Exercise description: Quote each line of the material verbatim, without the pictures.

Provided material:
____________________
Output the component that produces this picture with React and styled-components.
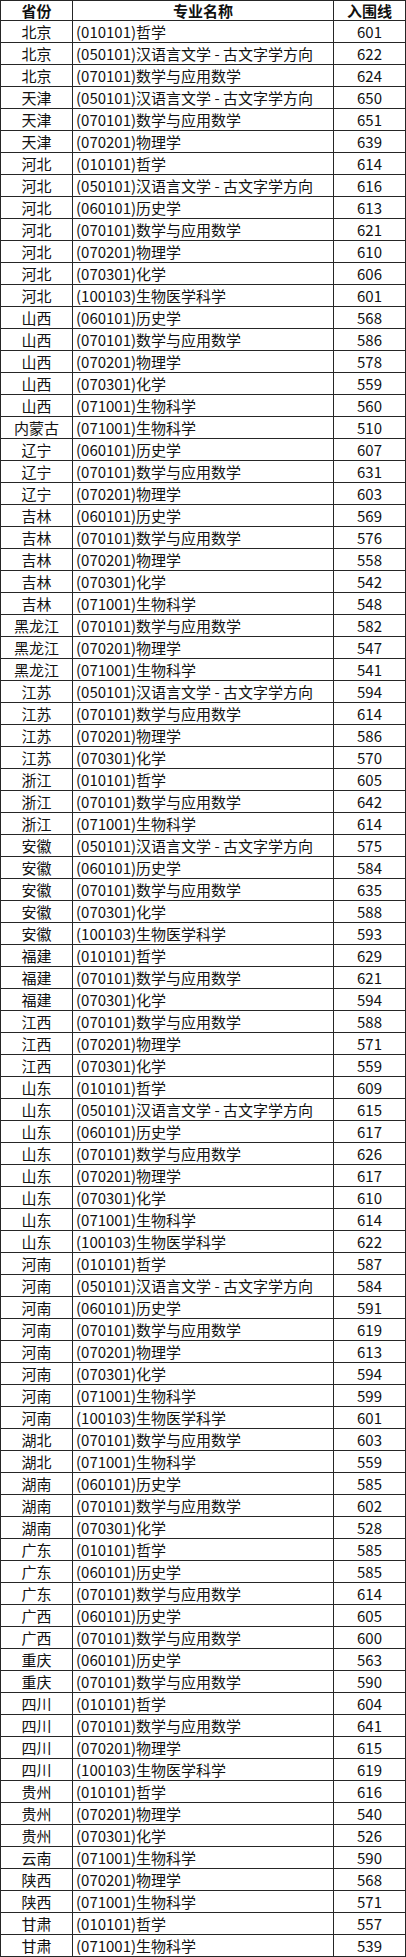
import React from 'react';
import styled, { createGlobalStyle } from 'styled-components';

const GlobalStyle = createGlobalStyle`
  html, body {
    margin: 0;
    padding: 0;
    background: #fff;
  }
  body {
    font-family: "Noto Sans CJK SC", "Noto Sans", sans-serif;
    color: #000;
  }
`;

const MAJORS = {
  zx: '(010101)哲学',
  hy: '(050101)汉语言文学 - 古文字学方向',
  ls: '(060101)历史学',
  sx: '(070101)数学与应用数学',
  wl: '(070201)物理学',
  hx: '(070301)化学',
  sw: '(071001)生物科学',
  yx: '(100103)生物医学科学',
};

const rows = [
  ['北京', 'zx', 601], ['北京', 'hy', 622], ['北京', 'sx', 624],
  ['天津', 'hy', 650], ['天津', 'sx', 651], ['天津', 'wl', 639],
  ['河北', 'zx', 614], ['河北', 'hy', 616], ['河北', 'ls', 613], ['河北', 'sx', 621],
  ['河北', 'wl', 610], ['河北', 'hx', 606], ['河北', 'yx', 601],
  ['山西', 'ls', 568], ['山西', 'sx', 586], ['山西', 'wl', 578], ['山西', 'hx', 559], ['山西', 'sw', 560],
  ['内蒙古', 'sw', 510],
  ['辽宁', 'ls', 607], ['辽宁', 'sx', 631], ['辽宁', 'wl', 603],
  ['吉林', 'ls', 569], ['吉林', 'sx', 576], ['吉林', 'wl', 558], ['吉林', 'hx', 542], ['吉林', 'sw', 548],
  ['黑龙江', 'sx', 582], ['黑龙江', 'wl', 547], ['黑龙江', 'sw', 541],
  ['江苏', 'hy', 594], ['江苏', 'sx', 614], ['江苏', 'wl', 586], ['江苏', 'hx', 570],
  ['浙江', 'zx', 605], ['浙江', 'sx', 642], ['浙江', 'sw', 614],
  ['安徽', 'hy', 575], ['安徽', 'ls', 584], ['安徽', 'sx', 635], ['安徽', 'hx', 588], ['安徽', 'yx', 593],
  ['福建', 'zx', 629], ['福建', 'sx', 621], ['福建', 'hx', 594],
  ['江西', 'sx', 588], ['江西', 'wl', 571], ['江西', 'hx', 559],
  ['山东', 'zx', 609], ['山东', 'hy', 615], ['山东', 'ls', 617], ['山东', 'sx', 626],
  ['山东', 'wl', 617], ['山东', 'hx', 610], ['山东', 'sw', 614], ['山东', 'yx', 622],
  ['河南', 'zx', 587], ['河南', 'hy', 584], ['河南', 'ls', 591], ['河南', 'sx', 619],
  ['河南', 'wl', 613], ['河南', 'hx', 594], ['河南', 'sw', 599], ['河南', 'yx', 601],
  ['湖北', 'sx', 603], ['湖北', 'sw', 559],
  ['湖南', 'ls', 585], ['湖南', 'sx', 602], ['湖南', 'hx', 528],
  ['广东', 'zx', 585], ['广东', 'ls', 585], ['广东', 'sx', 614],
  ['广西', 'ls', 605], ['广西', 'sx', 600],
  ['重庆', 'ls', 563], ['重庆', 'sx', 590],
  ['四川', 'zx', 604], ['四川', 'sx', 641], ['四川', 'wl', 615], ['四川', 'yx', 619],
  ['贵州', 'zx', 616], ['贵州', 'wl', 540], ['贵州', 'hx', 526],
  ['云南', 'sw', 590],
  ['陕西', 'wl', 568], ['陕西', 'sw', 571],
  ['甘肃', 'zx', 557], ['甘肃', 'sw', 539],
];

const Sheet = styled.div`
  width: 406px;
  box-sizing: border-box;
  border-top: 1px solid #262626;
  border-left: 1px solid #262626;
`;

const Row = styled.div`
  display: grid;
  grid-template-columns: 72px 261px 1fr;
  height: ${(p) => (p.$head ? 20 : 22)}px;
`;

const Cell = styled.div`
  box-sizing: border-box;
  border-right: 1px solid #262626;
  border-bottom: 1px solid #262626;
  display: flex;
  align-items: center;
  justify-content: ${(p) => (p.$left ? 'flex-start' : 'center')};
  padding-left: ${(p) => (p.$left ? '3px' : '0')};
  font-size: 15px;
  line-height: 20px;
  font-weight: ${(p) => (p.$head ? 700 : 400)};
  white-space: nowrap;
  overflow: hidden;
  color: #111;
`;

export default function App() {
  return (
    <>
      <GlobalStyle />
      <Sheet>
        <Row $head>
          <Cell $head>省份</Cell>
          <Cell $head>专业名称</Cell>
          <Cell $head>入围线</Cell>
        </Row>
        {rows.map(([prov, major, score], i) => (
          <Row key={i}>
            <Cell>{prov}</Cell>
            <Cell $left>{MAJORS[major]}</Cell>
            <Cell>{score}</Cell>
          </Row>
        ))}
      </Sheet>
    </>
  );
}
____________________
Task result:
Output the component that produces this picture with React and styled-components.
import React from 'react';
import styled, { createGlobalStyle } from 'styled-components';

const GlobalStyle = createGlobalStyle`
  html, body {
    margin: 0;
    padding: 0;
    background: #fff;
  }
  body {
    font-family: "Noto Sans CJK SC", "Noto Sans", sans-serif;
    color: #000;
  }
`;

const MAJORS = {
  zx: '(010101)哲学',
  hy: '(050101)汉语言文学 - 古文字学方向',
  ls: '(060101)历史学',
  sx: '(070101)数学与应用数学',
  wl: '(070201)物理学',
  hx: '(070301)化学',
  sw: '(071001)生物科学',
  yx: '(100103)生物医学科学',
};

const rows = [
  ['北京', 'zx', 601], ['北京', 'hy', 622], ['北京', 'sx', 624],
  ['天津', 'hy', 650], ['天津', 'sx', 651], ['天津', 'wl', 639],
  ['河北', 'zx', 614], ['河北', 'hy', 616], ['河北', 'ls', 613], ['河北', 'sx', 621],
  ['河北', 'wl', 610], ['河北', 'hx', 606], ['河北', 'yx', 601],
  ['山西', 'ls', 568], ['山西', 'sx', 586], ['山西', 'wl', 578], ['山西', 'hx', 559], ['山西', 'sw', 560],
  ['内蒙古', 'sw', 510],
  ['辽宁', 'ls', 607], ['辽宁', 'sx', 631], ['辽宁', 'wl', 603],
  ['吉林', 'ls', 569], ['吉林', 'sx', 576], ['吉林', 'wl', 558], ['吉林', 'hx', 542], ['吉林', 'sw', 548],
  ['黑龙江', 'sx', 582], ['黑龙江', 'wl', 547], ['黑龙江', 'sw', 541],
  ['江苏', 'hy', 594], ['江苏', 'sx', 614], ['江苏', 'wl', 586], ['江苏', 'hx', 570],
  ['浙江', 'zx', 605], ['浙江', 'sx', 642], ['浙江', 'sw', 614],
  ['安徽', 'hy', 575], ['安徽', 'ls', 584], ['安徽', 'sx', 635], ['安徽', 'hx', 588], ['安徽', 'yx', 593],
  ['福建', 'zx', 629], ['福建', 'sx', 621], ['福建', 'hx', 594],
  ['江西', 'sx', 588], ['江西', 'wl', 571], ['江西', 'hx', 559],
  ['山东', 'zx', 609], ['山东', 'hy', 615], ['山东', 'ls', 617], ['山东', 'sx', 626],
  ['山东', 'wl', 617], ['山东', 'hx', 610], ['山东', 'sw', 614], ['山东', 'yx', 622],
  ['河南', 'zx', 587], ['河南', 'hy', 584], ['河南', 'ls', 591], ['河南', 'sx', 619],
  ['河南', 'wl', 613], ['河南', 'hx', 594], ['河南', 'sw', 599], ['河南', 'yx', 601],
  ['湖北', 'sx', 603], ['湖北', 'sw', 559],
  ['湖南', 'ls', 585], ['湖南', 'sx', 602], ['湖南', 'hx', 528],
  ['广东', 'zx', 585], ['广东', 'ls', 585], ['广东', 'sx', 614],
  ['广西', 'ls', 605], ['广西', 'sx', 600],
  ['重庆', 'ls', 563], ['重庆', 'sx', 590],
  ['四川', 'zx', 604], ['四川', 'sx', 641], ['四川', 'wl', 615], ['四川', 'yx', 619],
  ['贵州', 'zx', 616], ['贵州', 'wl', 540], ['贵州', 'hx', 526],
  ['云南', 'sw', 590],
  ['陕西', 'wl', 568], ['陕西', 'sw', 571],
  ['甘肃', 'zx', 557], ['甘肃', 'sw', 539],
];

const Sheet = styled.div`
  width: 406px;
  box-sizing: border-box;
  border-top: 1px solid #262626;
  border-left: 1px solid #262626;
`;

const Row = styled.div`
  display: grid;
  grid-template-columns: 72px 261px 1fr;
  height: ${(p) => (p.$head ? 20 : 22)}px;
`;

const Cell = styled.div`
  box-sizing: border-box;
  border-right: 1px solid #262626;
  border-bottom: 1px solid #262626;
  display: flex;
  align-items: center;
  justify-content: ${(p) => (p.$left ? 'flex-start' : 'center')};
  padding-left: ${(p) => (p.$left ? '3px' : '0')};
  font-size: 15px;
  line-height: 20px;
  font-weight: ${(p) => (p.$head ? 700 : 400)};
  white-space: nowrap;
  overflow: hidden;
  color: #111;
`;

export default function App() {
  return (
    <>
      <GlobalStyle />
      <Sheet>
        <Row $head>
          <Cell $head>省份</Cell>
          <Cell $head>专业名称</Cell>
          <Cell $head>入围线</Cell>
        </Row>
        {rows.map(([prov, major, score], i) => (
          <Row key={i}>
            <Cell>{prov}</Cell>
            <Cell $left>{MAJORS[major]}</Cell>
            <Cell>{score}</Cell>
          </Row>
        ))}
      </Sheet>
    </>
  );
}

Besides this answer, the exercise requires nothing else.